Check whether the conference has a companion app. Many MSIE events now use platforms like Whova or Eventpilot, which allow you to build a personal schedule, message other attendees, and get real-time updates on room changes or session additions.

Making the Most of Sessions and Presentations

The temptation at any conference is to treat sessions as passive experiences. You sit, you listen, you move on. But MSIE presentations, particularly those in research-focused tracks, are usually richer than a quick read of the abstract suggests. Presenters are often working through problems in real time, and the Q&A is where the most interesting material surfaces.
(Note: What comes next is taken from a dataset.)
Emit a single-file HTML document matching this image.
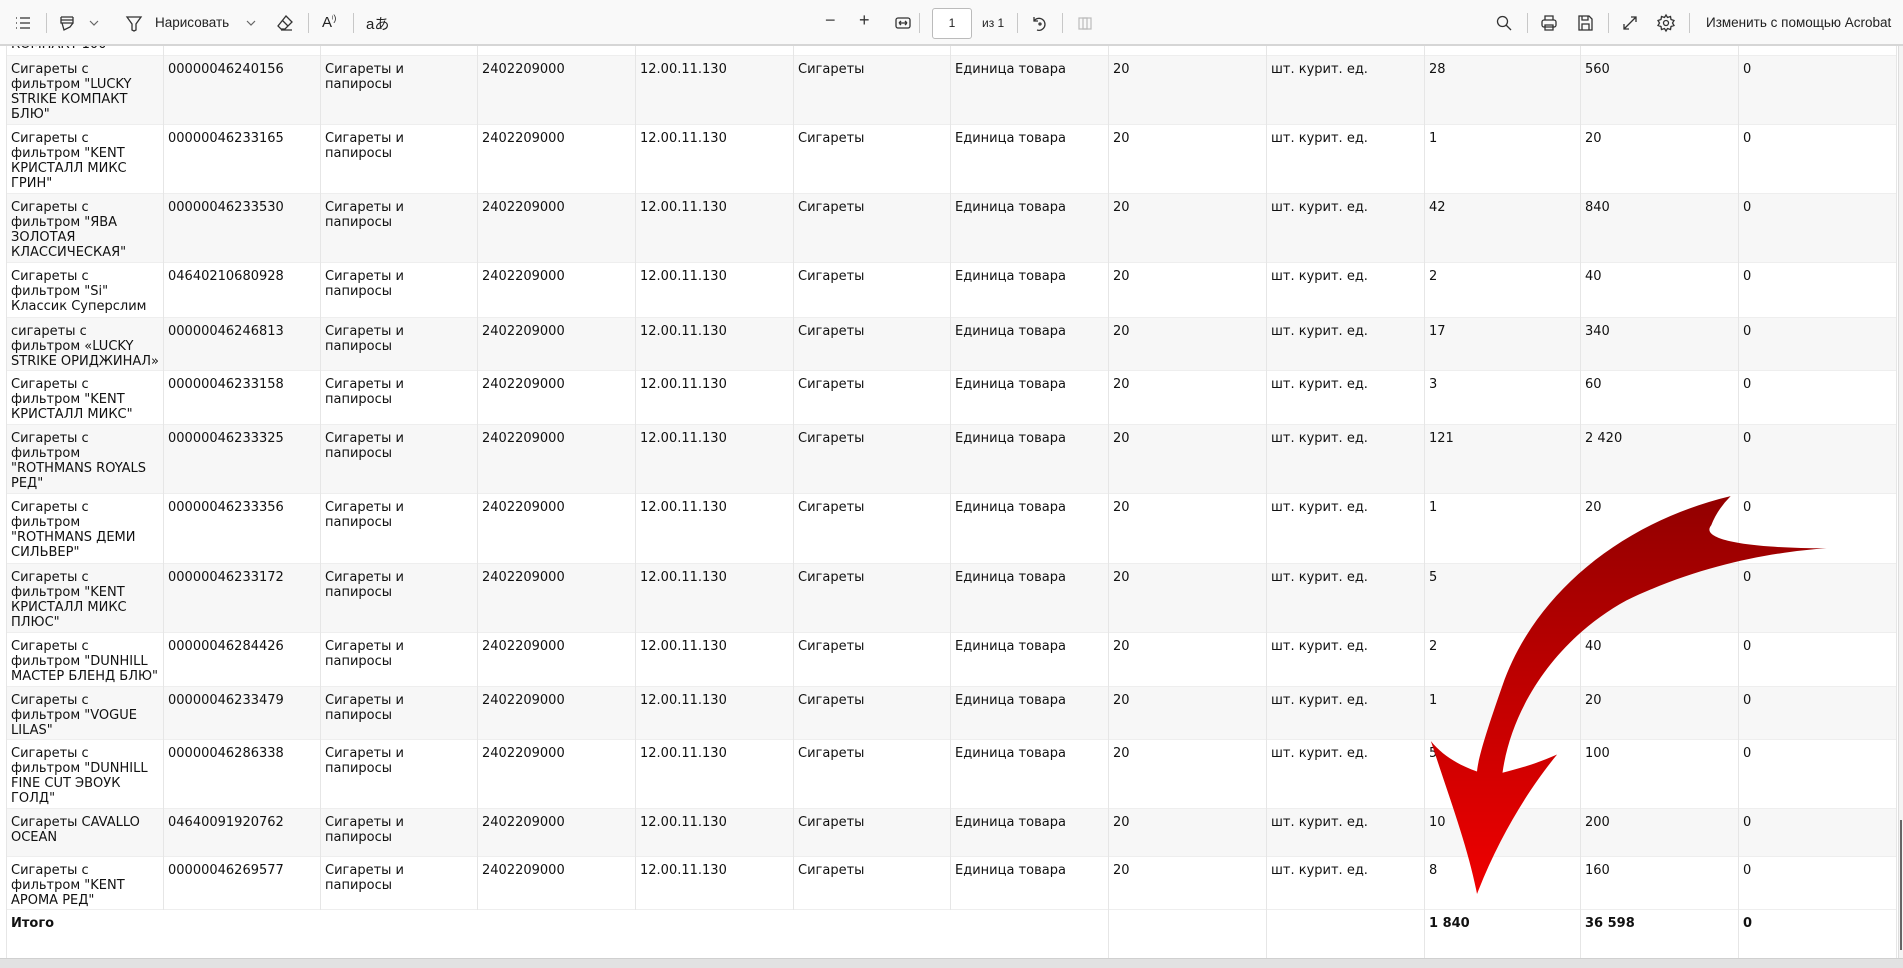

Ask questions. Obvious advice, perhaps, but a lot of attendees hold back, particularly if they are early-career researchers or practitioners without an academic affiliation. A good question does not need to be a challenge. Sometimes the most productive thing you can say is: "Have you looked at how this approach holds up in high-mix, low-volume environments?" That opens a conversation rather than putting someone on the spot.
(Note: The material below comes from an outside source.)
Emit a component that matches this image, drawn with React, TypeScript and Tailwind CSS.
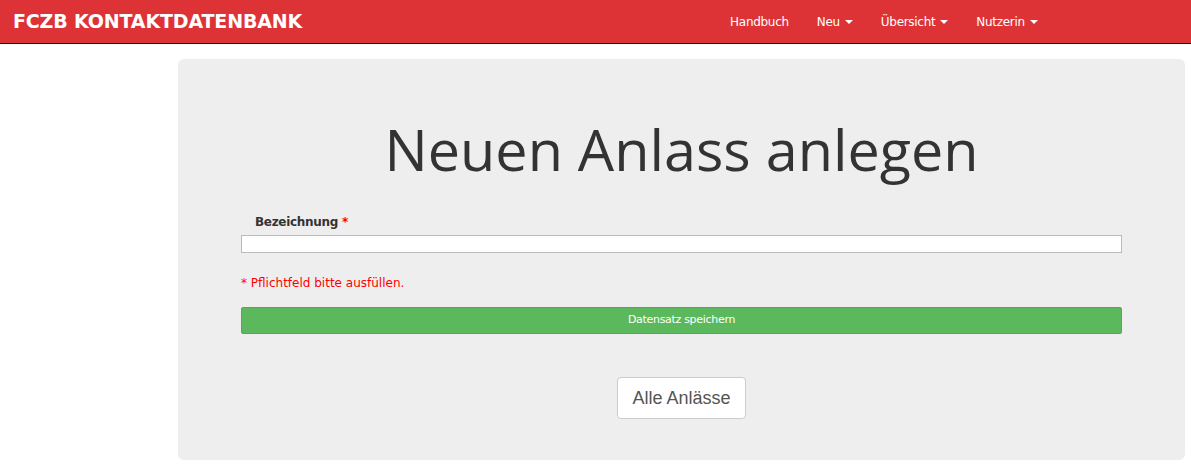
interface NavItem {
  label: string;
  dropdown: boolean;
}

const NAV_ITEMS: NavItem[] = [
  { label: "Handbuch", dropdown: false },
  { label: "Neu", dropdown: true },
  { label: "Übersicht", dropdown: true },
  { label: "Nutzerin", dropdown: true },
];

function Caret() {
  return (
    <span className="ml-[5px] inline-block h-0 w-0 border-x-[4px] border-t-[4px] border-x-transparent border-t-white align-middle" />
  );
}

export default function App() {
  return (
    <div className="min-h-[467px] bg-white font-['DejaVu_Sans',sans-serif]">
      {/* Navbar */}
      <header className="flex h-[44px] items-center border-b border-black bg-[#de3336]">
        <a
          href="#"
          className="ml-[13px] text-[19px] font-bold tracking-[-0.15px] text-white"
        >
          FCZB KONTAKTDATENBANK
        </a>
        <ul className="ml-[414px] flex items-center text-[12px] tracking-[-0.3px] text-white">
          {NAV_ITEMS.map((item) => (
            <li key={item.label} className="px-[14px]">
              <a href="#" className="flex items-center">
                {item.label}
                {item.dropdown && <Caret />}
              </a>
            </li>
          ))}
        </ul>
      </header>

      {/* Panel */}
      <main className="ml-[178px] mt-[15px] w-[1007px] rounded-[6px] bg-[#eeeeee] px-[63px] pb-[41px] pt-[50px]">
        <h1 className="text-center font-['Open_Sans',sans-serif] text-[57.5px] leading-[80px] text-[#333333]">
          Neuen Anlass anlegen
        </h1>

        <form className="mt-[26px]">
          <label className="ml-[14px] block h-[14px] text-[12px] leading-[14px] font-bold tracking-[-0.3px] text-[#333333]">
            Bezeichnung <span className="text-[#ff0000]">*</span>
          </label>
          <input
            type="text"
            className="mt-[6px] block h-[18px] w-full border border-[#bbbbbb] bg-white"
          />
          <p className="mt-[23px] text-[12px] leading-[14px] text-[#ff0000]">
            * Pflichtfeld bitte ausfüllen.
          </p>
          <button
            type="button"
            className="mt-[17px] block h-[27px] w-full rounded-[2px] border border-[#4cae4c] bg-[#5cb85c] text-[11px] tracking-[-0.3px] text-white"
          >
            Datensatz speichern
          </button>
        </form>

        <div className="mt-[43px] flex justify-center">
          <a
            href="#"
            className="flex h-[42px] items-center rounded-[4px] border border-[#cccccc] bg-white px-[14px] font-['Liberation_Sans',sans-serif] text-[18px] text-[#555555]"
          >
            Alle Anlässe
          </a>
        </div>
      </main>
    </div>
  );
}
Take selective notes rather than trying to capture everything. Focus on methodologies, tools, or data sources that you have not encountered before. Names of software packages, simulation environments like AnyLogic or Arena, datasets, or even specific journals worth following. These are the kinds of specifics that get lost if you are not deliberate about recording them.

Poster Sessions Deserve More Attention Than They Get

Poster sessions are consistently underused by attendees, which is a shame because they offer something keynotes and paper presentations cannot: extended, one-to-one access to the researcher. Walk through slowly, ask about methodology, ask about what surprised them in their results. The conversations tend to be more candid and less polished than formal presentations, which is often where you learn the most.

Networking Without It Feeling Transactional

Networking at an engineering or industrial systems conference is slightly different from networking at a business or management event. The culture leans more introverted, and direct value exchange tends to matter more than general relationship building. That is not a criticism, it is just useful to know going in.

The most natural networking happens around shared technical problems. Coffee breaks and lunches are good, but the conversations that tend to stick are the ones that start because two people were both interested in the same session, or because one person asked a question the other had been thinking about all morning. Follow that thread when it appears.

If you are a student or early-career attendee, consider volunteering. Most MSIE conferences rely on volunteers for registration desks, session facilitation, and logistics. Beyond the practical benefits, such as reduced fees, it puts you in contact with organisers and senior researchers in a context that feels natural rather than forced.

After the conference, follow up within a week while the conversations are still fresh. A short message referencing something specific you discussed is far more effective than a generic connection request. If someone mentioned they were looking for a particular dataset or tool, and you happen to know where to find it, send it along. That is the kind of follow-through that actually builds lasting professional relationships.

Bringing Something Back

Attending an MSIE conference without a plan for what to do with what you have learned is a common mistake. Before you travel home, spend twenty minutes writing down the three most useful things you encountered, whether that is a methodology worth exploring further, a researcher whose work you want to follow, or a tool you plan to test. Share that with your team or supervisor when you return. It reinforces your own learning, and it positions the conference as a worthwhile investment rather than a trip that disappears into the calendar.